## Information provided
========
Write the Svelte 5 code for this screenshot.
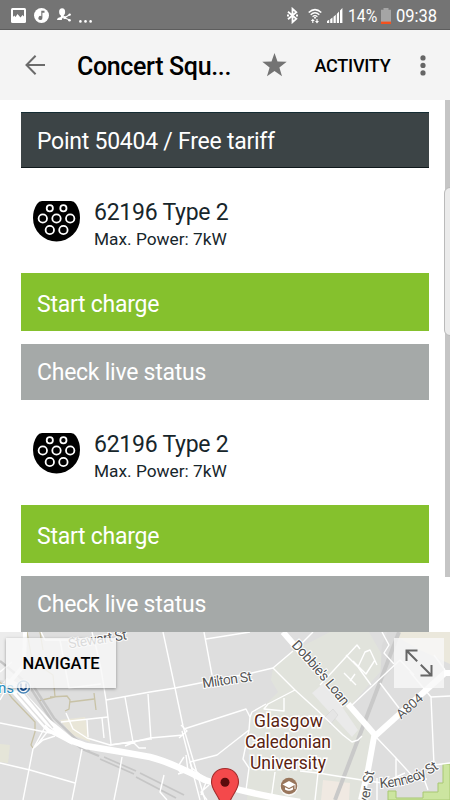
<script>
  const title = 'Concert Squ...';

  const point = {
    name: 'Point 50404 / Free tariff',
    connectors: [
      { id: 1, name: '62196 Type 2', power: 'Max. Power: 7kW' },
      { id: 2, name: '62196 Type 2', power: 'Max. Power: 7kW' }
    ]
  };

  // pins of the type 2 socket: x, y, radius
  const pins = [
    [16.8, 7.3, 3.1],
    [30.4, 7.3, 3.1],
    [9.8, 17.5, 4.2],
    [23.5, 17.5, 4.2],
    [37.2, 17.5, 4.2],
    [16.8, 29, 4.2],
    [30.4, 29, 4.2]
  ];

  const streets = [
    'M41 632L45 640L101 640',
    'M60 640L69 688L101 684',
    'M92 632L97 651L101 669L106 700L111 744',
    'M106 700L150 692L175 688L205 682L252 673L273 668L293 651',
    'M125 697L133 742M133 742L150 738L184 735',
    'M148 694L151 740',
    'M163 632L175 688L183 726L205 800',
    'M182 731L200 800M179 738L187 731L181 725',
    'M184 729L246 709L250 717L249 730L217 755L190 762',
    'M204 632L212 675M206 639L250 632',
    'M61 722L108 717M66 713L73 729L87 738L110 745L150 739',
    'M102 718L104 738M87 720L88 737',
    'M0 723L35 730L60 735',
    'M0 763L30 770L75 783',
    'M45 727L38 740L33 749L23 800M48 731L36 746M55 736L43 740L34 748',
    'M82 749L75 785L72 800M122 757L119 775L114 800',
    'M110 745L133 742L139 748L146 748M125 746L137 741',
    'M0 672L12 662M0 690L10 680L22 686M0 700L8 686',
    'M273 668L295 690L317 710L343 735L352 742L358 740L362 736',
    'M295 690L268 704L264 709L284 711L284 698',
    'M250 717L252 712L266 704M249 730L243 759L249 768L246 790',
    'M184 757L177 768L181 773M186 755L188 771L178 774',
    'M190 762L192 768L207 780L201 795M209 785L201 792L207 800',
    'M164 775L160 792L167 800',
    'M352 705L400 660L414 675M410 672L431 697L434 765',
    'M320 685L334 670L345 658L357 645L360 649',
    'M346 655L358 667L371 685M358 667L365 652L370 650L377 665M353 661L366 674L375 660',
    'M344 673L356 685M350 681L355 674',
    'M380 683L399 708',
    'M382 632L389 645L384 653L394 664',
    'M431 697L450 696M434 655L445 670',
    'M376 737L396 758L416 780L427 779M396 758L396 778L415 776',
    'M300 771L318 773L368 781L383 783L405 773',
    'M318 773L315 800M275 772L271 800M377 778L377 800',
    'M424 779L428 790M434 765L450 763',
    'M300 645L313 632'
  ];
</script>

<div class="screen">
  <header class="status">
    <div class="notifications">
      <svg width="15" height="15" viewBox="0 0 15 15">
        <rect width="15" height="15" rx="1.5" fill="#fff" />
        <path d="M2 2H13V8.5L11.5 7L9.5 9.5L6.5 6L4.5 9L3.2 7.5L2 9Z" fill="#747474" />
      </svg>
      <svg width="15" height="15" viewBox="0 0 15 15">
        <circle cx="7.5" cy="7.5" r="7.5" fill="#fff" />
        <path d="M7.3 2.7H10.5V4.8H8.4V9.8A2 2 0 1 1 7.3 8.2Z" fill="#747474" />
      </svg>
      <svg class="person" width="14" height="14" viewBox="0 0 14 14">
        <ellipse cx="5.1" cy="4" rx="3" ry="3.7" fill="#fff" />
        <path d="M0 12Q0 9.7 3.8 9L4 6.5H6.5L7 8.7L4.8 11L5 12Z" fill="#fff" />
        <path d="M13 6.5L7.5 9.7L13 12.2" fill="none" stroke="#fff" stroke-width="1.1" />
        <circle cx="12.7" cy="6.6" r="1.2" fill="#fff" />
        <circle cx="7.6" cy="9.6" r="1.5" fill="#fff" />
        <circle cx="12.5" cy="12.2" r="1.3" fill="#fff" />
      </svg>
      <svg class="dots" width="13" height="3" viewBox="0 0 13 3" fill="#fff">
        <circle cx="1.4" cy="1.4" r="1.3" />
        <circle cx="6.5" cy="1.4" r="1.3" />
        <circle cx="11.6" cy="1.4" r="1.3" />
      </svg>
    </div>
    <div class="system">
      <svg width="11" height="17" viewBox="0 0 11 17" fill="none" stroke="#fff" stroke-width="1.8">
        <path d="M1 4.8L9.3 11.8L5.5 15.2V1.8L9.3 5.2L1 12.2" />
        <path d="M0 8.5H2M9 8.5H11" />
      </svg>
      <svg class="wifi" width="14" height="16" viewBox="0 0 14 16" fill="none" stroke="#fff">
        <path d="M.7 4.5Q7 -1.2 13.3 4.5" stroke-width="1.5" />
        <path d="M2.7 6.7Q7 2.9 11.3 6.7" stroke-width="1.4" />
        <path d="M4.6 8.7Q7 6.6 9.4 8.7" stroke-width="1.3" />
        <circle cx="7" cy="9.7" r="1" fill="#fff" stroke="none" />
        <path d="M4.8 15V12M9 11V14" stroke-width="1.1" />
        <path d="M2.8 13L4.8 10.7L6.8 13ZM7 13L9 15.4L11 13Z" fill="#fff" stroke="none" />
      </svg>
      <svg class="signal" width="16" height="15" viewBox="0 0 16 15" fill="#fff">
        <path d="M0 13L2.2 11.8V15H0ZM3.2 11.2L5.5 9.5V15H3.2ZM6.5 8.8L8.8 6.8V15H6.5ZM9.8 6L12 3.5V15H9.8ZM13 2.5L15.4 0V15H13Z" />
      </svg>
      <span class="percent">14%</span>
      <svg class="battery" width="10" height="16" viewBox="0 0 10 16">
        <path d="M2.5 0H7.5V1.7H10V16H0V1.7H2.5Z" fill="#a5a5a5" />
        <rect y="13.6" width="10" height="2.4" fill="#f4511e" />
      </svg>
      <span class="clock">09:38</span>
    </div>
  </header>

  <nav class="toolbar">
    <svg class="back" width="21" height="20" viewBox="0 0 21 20" fill="none" stroke="#6b6b6b" stroke-width="2">
      <path d="M20 10H2M10.6 .8L1.5 10L10.6 19.2" />
    </svg>
    <h1>{title}</h1>
    <svg class="star" width="25" height="24" viewBox="0 0 25 24">
      <path d="M12.5 0L15.5 8.6L24.7 8.8L17.4 14.4L20 23.3L12.5 18.1L5 23.3L7.6 14.4L.3 8.8L9.5 8.6Z" fill="#737373" />
    </svg>
    <button class="activity">ACTIVITY</button>
    <svg class="more" width="6" height="21" viewBox="0 0 6 21" fill="#666">
      <circle cx="3" cy="2.9" r="2.6" />
      <circle cx="3" cy="10.4" r="2.6" />
      <circle cx="3" cy="17.9" r="2.6" />
    </svg>
  </nav>

  <main>
    <h2 class="bar">{point.name}</h2>
    {#each point.connectors as connector (connector.id)}
      <section>
        <div class="connector">
          <svg width="47" height="41" viewBox="0 0 47 41">
            <path d="M9 0H38Q41 0 43 3Q47 9 47 17A23.5 23.5 0 0 1 0 17Q0 9 4 3Q6 0 9 0Z" fill="#000" />
            {#each pins as [cx, cy, r]}
              <circle {cx} {cy} {r} fill="none" stroke="#fff" stroke-width="1.8" />
            {/each}
          </svg>
          <div>
            <p class="name">{connector.name}</p>
            <p class="power">{connector.power}</p>
          </div>
        </div>
        <button class="bar start">Start charge</button>
        <button class="bar check">Check live status</button>
      </section>
    {/each}
    <div class="scrollbar"></div>
    <div class="edge-handle"></div>
  </main>

  <div class="map">
    <svg class="tiles" width="450" height="168" viewBox="0 632 450 168">
      <rect y="632" width="450" height="168" fill="#dedede" />
      <!-- blocks and campus -->
      <path d="M0 632H27L24 665L10 682L0 680Z" fill="#ececec" />
      <path d="M273 668L293 651L330 632H369L387 664L352 704L374 735L362 800H247L250 717L264 706L278 692L271 680Z" fill="#e1e3dc" />
      <path d="M380 683L400 660L396 640L398 632H387L382 645Z" fill="#dadada" />
      <path d="M312 693L325 682L358 730L352 737Z" fill="#eaeaea" />
      <path d="M325 717L333 709L338 715L330 725Z" fill="#e5e5e5" stroke="#d5d5d5" stroke-width=".6" />
      <path d="M60 720L85 717L90 742L72 735Z" fill="#e9e6d8" />
      <path d="M0 744L10 745L8 763L0 762Z" fill="#e5e5d8" />
      <path d="M398 632H450V664L420 650L399 638Z" fill="#ebe8dc" />
      <path d="M323 780L350 783L349 800H321Z" fill="#f0e9e2" />
      <path d="M388 791H396V798H423V792H438V783H443V764H450V800H388Z" fill="#cce5a0" stroke="#a8c873" stroke-width="1" />

      <!-- paths and boundaries -->
      <g fill="none" stroke="#c8c2a6" stroke-width="1.3">
        <path d="M27 632L32 660L53 675L55 697L38 701M40 632L43 650M50 697L67 696L70 700L69 709L65 711M70 702L94 699M94 693L96 710" />
        <path d="M0 682L12 698L35 722L35 732L31 745L33 748" />
      </g>

      <!-- railways -->
      <path d="M399 632L335 800" fill="none" stroke="#c9c9c9" stroke-width="4" />
      <g fill="none" stroke="#c6c6c6" stroke-width="2.4">
        <path d="M0 661L28 684L57 729L82 749L99 756M34 687L54 718L76 739L90 750" />
        <path d="M100 759L134 774M104 757L136 771M136 777L176 798M140 773L184 795" stroke-width="1.7" />
      </g>

      <!-- streets -->
      <g fill="none" stroke="#fff" stroke-width="1.4" stroke-linejoin="round">
        {#each streets as d}
          <path {d} />
        {/each}
      </g>
      <g fill="none" stroke="#fff" stroke-linejoin="round">
        <path d="M5 680L17 689L48 722L70 740L86 746L122 752L150 757Q170 762 205 780Q240 792 300 802" stroke-width="6.5" />
        <path d="M25 632L24 665L10 682M12 690L48 730L73 743" stroke-width="4" />
        <path d="M20 688L53 728M17 693L45 725" stroke="#e0e0e0" stroke-width="1.2" />
        <path d="M283 632L310 663M348 704L375 735" stroke-width="6" />
        <path d="M450 673H445L374 737L368 770L361 800" stroke-width="6" />
      </g>

      <g class="road">
        <text x="69" y="648.5" textLength="59" transform="rotate(-9 69 648.5)">Stewart St</text>
        <text x="203" y="688" textLength="50" transform="rotate(-8 203 688)">Milton St</text>
        <path id="dobbies" d="M291 646Q315 671 345 709" fill="none" />
        <text><textPath href="#dobbies" textLength="80">Dobbie's Loan</textPath></text>
        <text class="short" x="401" y="719.5" transform="rotate(-41 401 719.5)">A804</text>
        <path id="kennedy" d="M380 788Q416 786 441 767" fill="none" />
        <text><textPath href="#kennedy" textLength="63">Kennedy St</textPath></text>
        <text x="368" y="805" textLength="34" transform="rotate(-79 368 805)">ver St</text>
      </g>

      <g class="place">
        <text x="254" y="727" textLength="69">Glasgow</text>
        <text x="245" y="747.5" textLength="86">Caledonian</text>
        <text x="250" y="768.5" textLength="76">University</text>
      </g>
      <circle cx="289" cy="787" r="9" fill="#f8f8f6" />
      <circle cx="289" cy="786" r="8.3" fill="#99765c" />
      <path d="M282.5 784.5L289 781L295.5 784.5L289 788Z" fill="#fff" />
      <path d="M285 787.3V789.5Q289 792 293 789.5V787.3L289 789.3Z" fill="#fff" />
      <path d="M295 784.5V789" stroke="#fff" stroke-width=".9" />

      <text class="station" x="-2" y="693">ns</text>
      <circle cx="23.5" cy="687" r="7.5" fill="#fff" />
      <circle cx="23.5" cy="687" r="6" fill="#fff" stroke="#4a86b8" stroke-width="1.6" />
      <path d="M20.9 683.5V687.3A2.6 2.6 0 0 0 26.1 687.3V683.5" fill="none" stroke="#1c57a0" stroke-width="2" />

      <path d="M225 768.5C217 768.5 211.5 774.5 211.5 782C211.5 790 218 794 222 806H228C232 794 238.5 790 238.5 782C238.5 774.5 233 768.5 225 768.5Z" fill="#f4494b" stroke="#a32d2d" stroke-width="1.1" />
      <circle cx="225" cy="782.3" r="4.5" fill="#5b0c0c" />
    </svg>
    <button class="navigate">NAVIGATE</button>
    <button class="expand" aria-label="Expand map">
      <svg width="28" height="28" viewBox="0 0 28 28" fill="none" stroke="#666" stroke-width="2">
        <path d="M1.5 12V1.5H12.5M1.5 1.5L12.2 12.2" />
        <path d="M26.5 16V26.5H15.5M26.5 26.5L15.8 15.8" />
      </svg>
    </button>
  </div>
</div>

<style>
  :global(body) {
    margin: 0;
    background: #fff;
  }

  .screen {
    width: 450px;
    height: 800px;
    display: flex;
    flex-direction: column;
    overflow: hidden;
    font-family: Roboto, sans-serif;
    color: #17262b;
  }

  h1,
  h2,
  p {
    margin: 0;
    font-weight: 400;
  }

  button {
    border: 0;
    padding: 0;
    font-family: inherit;
    background: none;
  }

  svg {
    display: block;
    flex: none;
  }

  .status {
    box-sizing: border-box;
    height: 30px;
    flex: none;
    display: flex;
    justify-content: space-between;
    padding: 0 13px 0 11px;
    background: #747474;
    border-bottom: 1px solid #5d5d5d;
    color: #fff;
  }

  .notifications,
  .system {
    display: flex;
    align-items: center;
  }

  .notifications {
    gap: 8px;
    padding-top: 2px;
  }

  .person {
    margin-bottom: 1px;
  }

  .dots {
    margin-top: 12px;
  }

  .system {
    padding-top: 2px;
    font-size: 19px;
    line-height: 28px;
  }

  .wifi {
    margin-left: 10px;
  }

  .signal {
    margin-left: 5px;
  }

  .percent {
    width: 29px;
    margin-left: 5px;
    white-space: nowrap;
    transform: scaleX(0.83);
    transform-origin: left;
  }

  .battery {
    margin-left: 4px;
  }

  .clock {
    width: 41px;
    margin-left: 5px;
    transform: scaleX(0.87);
    transform-origin: left;
  }

  .toolbar {
    box-sizing: border-box;
    height: 70px;
    flex: none;
    display: flex;
    align-items: center;
    padding-left: 25px;
    background: #f4f4f4;
    color: #000;
  }

  .back {
    margin-top: -1px;
  }

  h1 {
    width: 156px;
    margin-left: 31px;
    padding-top: 3px;
    font-size: 25px;
    font-weight: 500;
    line-height: 30px;
    letter-spacing: -0.35px;
    white-space: nowrap;
  }

  .star {
    margin-left: 29px;
    margin-top: -1px;
  }

  .activity {
    width: 77px;
    margin-left: 27px;
    font-size: 18px;
    font-weight: 500;
    letter-spacing: -0.25px;
    color: #000;
    white-space: nowrap;
  }

  .more {
    margin-left: 29px;
  }

  main {
    position: relative;
    box-sizing: border-box;
    height: 532px;
    flex: none;
    padding: 12px 21px 0;
    overflow: hidden;
    background: #fff;
  }

  .bar {
    box-sizing: border-box;
    display: flex;
    align-items: center;
    width: 408px;
    height: 56px;
    padding: 3px 16px 0;
    font-size: 23px;
    line-height: 28px;
    letter-spacing: -0.25px;
    color: #fff;
    background: #3c4446;
  }

  h2.bar {
    border-top: 1px solid #152d34;
    border-bottom: 1px solid #10191c;
  }

  .start {
    height: 58px;
    padding-top: 5px;
    background: #85c12d;
  }

  .check {
    height: 56.5px;
    margin-top: 12.5px;
    background: #a5a9a8;
  }

  .connector {
    box-sizing: border-box;
    height: 105px;
    display: flex;
    gap: 14px;
    padding: 33px 0 0 12px;
  }

  .name {
    margin-top: -2px;
    font-size: 23px;
    line-height: 28px;
    letter-spacing: -0.25px;
  }

  .power {
    font-size: 17.3px;
    line-height: 24px;
  }

  .scrollbar {
    position: absolute;
    top: 0;
    right: 0;
    width: 5px;
    height: 477px;
    background: #c5c5c5;
  }

  .edge-handle {
    position: absolute;
    top: 87px;
    right: -6px;
    box-sizing: border-box;
    width: 12px;
    height: 149px;
    border: 1px solid #bababa;
    border-radius: 6px;
    background: #ebebeb;
  }

  .map {
    position: relative;
    height: 168px;
    flex: none;
  }

  .road text {
    font-size: 14px;
    fill: #555;
    stroke: #fff;
    stroke-width: 2px;
    paint-order: stroke;
  }

  .road .short {
    font-size: 13px;
    stroke-width: 1.2px;
  }

  .place text {
    font-size: 17.5px;
    fill: #5a2412;
    stroke: #fff;
    stroke-width: 3px;
    paint-order: stroke;
  }

  .station {
    font-size: 15px;
    fill: #2990c5;
    stroke: #fff;
    stroke-width: 2px;
    paint-order: stroke;
  }

  .navigate,
  .expand {
    position: absolute;
    top: 6px;
    height: 50px;
    background: rgba(248, 248, 248, 0.82);
  }

  .navigate {
    left: 6px;
    width: 110px;
    font-size: 16.5px;
    font-weight: 500;
    letter-spacing: -0.1px;
    color: #000;
    box-shadow: 0 1px 3px rgba(0, 0, 0, 0.35);
  }

  .expand {
    left: 394px;
    width: 50px;
    display: flex;
    align-items: center;
    justify-content: center;
  }
</style>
========
## Work to do
Pictures excluded, repeat exactly the lines from the top of the material through the line with "const title = 'Concert Squ...';", including both of those lines.

## Solved exercise
Write the Svelte 5 code for this screenshot.
<script>
  const title = 'Concert Squ...';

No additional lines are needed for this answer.